A new software tool can strip away the telltale signs of AI generated text, making machine written research papers and grant proposals appear human crafted. Scientists are alarmed.
The tool, described as a humanizer, directs text generation systems to remove constructions commonly associated with artificial intelligence. It targets the patterns and phrasing that often give away AI authorship in academic writing.
A tool that hides the machine
The humanizer works by instructing language models to avoid specific word choices and sentence structures that algorithms tend to produce. Researchers and grant writers can feed AI generated drafts through the tool, which then rewrites the content to sound more natural and less robotic.
This matters because universities, journals, and funding agencies have been developing methods to detect AI written text. The new tool could undermine those efforts entirely. If AI generated submissions can be made indistinguishable from human writing, the safeguards meant to preserve academic honesty may become useless.

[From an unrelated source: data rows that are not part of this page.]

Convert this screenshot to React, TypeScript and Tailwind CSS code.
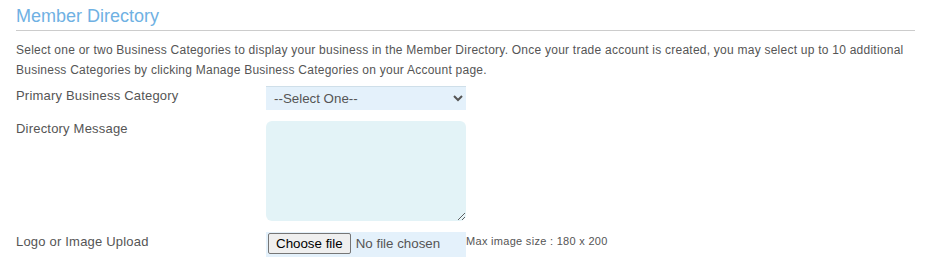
export default function App() {
  return (
    <div className="w-[944px] bg-white px-4 pt-[5px] font-['Liberation_Sans',Arial,sans-serif] text-[#555]">
      {/* section heading */}
      <div className="w-[899px]">
        <h2 className="border-b border-[#cccccc] pb-[3px] text-[18px] leading-[22px] text-[#6fb1e3]">
          Member Directory
        </h2>
        <p className="mt-[9px] text-[12px] leading-[20px] tracking-[0.24px]">
          Select one or two Business Categories to display your business in the Member Directory. Once your trade account is created, you may select up to 10 additional Business Categories by clicking Manage Business Categories on your Account page.
        </p>
      </div>

      <div className="mt-[6px] flex flex-col gap-[11px]">
        <div className="flex items-start">
          <label className="w-[250px] pt-[2px] text-[13px] leading-[16px] tracking-[0.2px]">Primary Business Category</label>
          <select className="h-[24px] w-[200px] border-t border-[#cfdfe9] bg-[#e4f1fb] pl-[4px] text-[13.33px] text-[#555] outline-none">
            <option>--Select One--</option>
          </select>
        </div>

        <div className="flex items-start">
          <label className="w-[250px] pt-[0px] text-[13px] leading-[16px] tracking-[0.2px]">Directory Message</label>
          <textarea className="h-[100px] w-[200px] rounded-[6px] bg-[#e3f3f7] outline-none" />
        </div>

        <div className="flex items-start">
          <label className="w-[250px] pt-[2px] text-[13px] leading-[16px] tracking-[0.2px]">Logo or Image Upload</label>
          <label className="flex h-[25px] w-[200px] items-start bg-[#e4f1fb] pl-[2px] pt-[1px] text-[13.33px] text-[#555]">
            <span className="h-[21px] rounded-[2px] border border-[#767676] bg-[#efefef] px-[7px] leading-[19px] text-black">
              Choose file
            </span>
            <span className="pl-[5px] leading-[21px]">No file chosen</span>
          </label>
          <span className="pt-[2px] text-[11px] leading-[14px] tracking-[0.3px]">Max image size : 180 x 200</span>
        </div>
      </div>
    </div>
  );
}
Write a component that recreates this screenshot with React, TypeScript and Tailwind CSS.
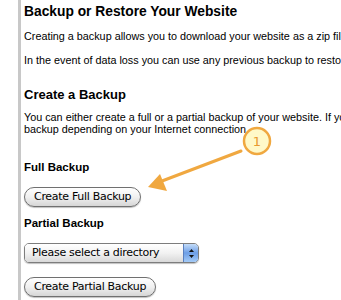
import React from "react";

function AquaButton({ label }: { label: string }) {
  return (
    <button
      type="button"
      className="h-[20px] rounded-full border border-[#707070] bg-gradient-to-b from-white via-[#f0f0f0] to-[#d6d6d6] px-[9px] text-[11px] leading-[18px] tracking-[-0.3px] text-black shadow-[0_1px_1px_rgba(0,0,0,0.25)] [font-family:'DejaVu_Sans',sans-serif]"
    >
      {label}
    </button>
  );
}

function AquaSelect() {
  return (
    <div className="flex h-[20px] w-[175px] overflow-hidden rounded-[5px] border border-[#7d7d7d] shadow-[0_1px_1px_rgba(0,0,0,0.25)] [font-family:'DejaVu_Sans',sans-serif]">
      <div className="flex flex-1 items-center bg-gradient-to-b from-white via-[#f2f2f2] to-[#d9d9d9] pl-[7px] text-[11px] tracking-[-0.3px] text-black">
        Please select a directory
      </div>
      <div className="flex w-[15px] flex-col items-center justify-center border-l border-[#5a7fbf] bg-gradient-to-b from-[#c4dcf8] via-[#6d9ee6] to-[#a4cbf7]">
        <svg width="7" height="11" viewBox="0 0 7 11">
          <path d="M3.5 1 L6 4 L1 4 Z" fill="#111" />
          <path d="M3.5 10 L6 7 L1 7 Z" fill="#111" />
        </svg>
      </div>
    </div>
  );
}

export default function App() {
  return (
    <div className="relative h-[300px] w-[341px] overflow-hidden bg-white text-black [font-family:'Liberation_Sans',Arial,sans-serif]">
      <div className="flex h-full">
        <div className="ml-[18px] w-[3px] shrink-0 bg-[#c8c8c8]" />
        <div className="flex flex-col pl-[3px]">
          <h1 className="mt-[3px] whitespace-nowrap text-[13.8px] font-bold leading-[18px]">
            Backup or Restore Your Website
          </h1>
          <p className="mt-[8px] whitespace-nowrap text-[10.8px] leading-[14px]">
            Creating a backup allows you to download your website as a zip file to your computer.
          </p>
          <p className="mt-[10px] whitespace-nowrap text-[10.8px] leading-[14px]">
            In the event of data loss you can use any previous backup to restore your website.
          </p>
          <h2 className="mt-[20px] whitespace-nowrap text-[13px] font-bold leading-[16px]">
            Create a Backup
          </h2>
          <p className="mt-[8px] whitespace-nowrap text-[10.8px] leading-[12px]">
            You can either create a full or a partial backup of your website. If you have a large website,
            <br />
            backup depending on your Internet connection.
          </p>
          <h3 className="mt-[25px] text-[11.5px] font-bold leading-[14px]">Full Backup</h3>
          <div className="mt-[9px]">
            <AquaButton label="Create Full Backup" />
          </div>
          <h3 className="mt-[9px] text-[11.5px] font-bold leading-[14px]">Partial Backup</h3>
          <div className="mt-[13px]">
            <AquaSelect />
          </div>
          <div className="mt-[10px]">
            <AquaButton label="Create Partial Backup" />
          </div>
        </div>
      </div>

      <svg className="pointer-events-none absolute left-0 top-0" width="341" height="300">
        <line x1="241" y1="151" x2="162" y2="181" stroke="#f0a840" strokeWidth="3" strokeLinecap="round" />
        <path d="M148 187 L160 174 L167 191 Z" fill="#f0a840" />
        <circle cx="257" cy="141" r="13" fill="#fff9c8" stroke="#f0a840" strokeWidth="2.5" />
        <text x="257" y="146" textAnchor="middle" fontSize="13" fill="#e89a30" fontFamily="DejaVu Sans, sans-serif">1</text>
      </svg>
    </div>
  );
}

Why researchers are worried
Scientists in the United States and around the world have raised concerns about the tool's potential to flood academic literature with machine written papers. Peer review already struggles with quality control. Adding undetectable AI text could make it harder to trust published research.
Grant proposals are another area of concern. Funding decisions rely on evaluating the originality and thought behind a proposal. If applicants can use AI to write their submissions and then hide that fact, the review process could be compromised.
The tool does not just polish text. It actively removes the fingerprints of AI generation. That makes it different from standard grammar checkers or style editors, which do not attempt to conceal the origin of the writing.
A new front in the AI detection arms race
Academic publishers and research institutions now face a difficult problem. They must decide how to respond to a technology designed specifically to evade their detection systems. Some may invest in more sophisticated detection methods. Others may change their submission policies or require declarations of AI use.
The humanizer tool represents a direct challenge to the growing consensus that AI use in academic writing should be transparent. Many journals already require authors to disclose when they have used AI tools. A tool that erases evidence of AI use makes such policies harder to enforce.
For now, the tool exists and is being used. Scientists who study research integrity say the development marks a troubling shift in the relationship between AI and academic publishing.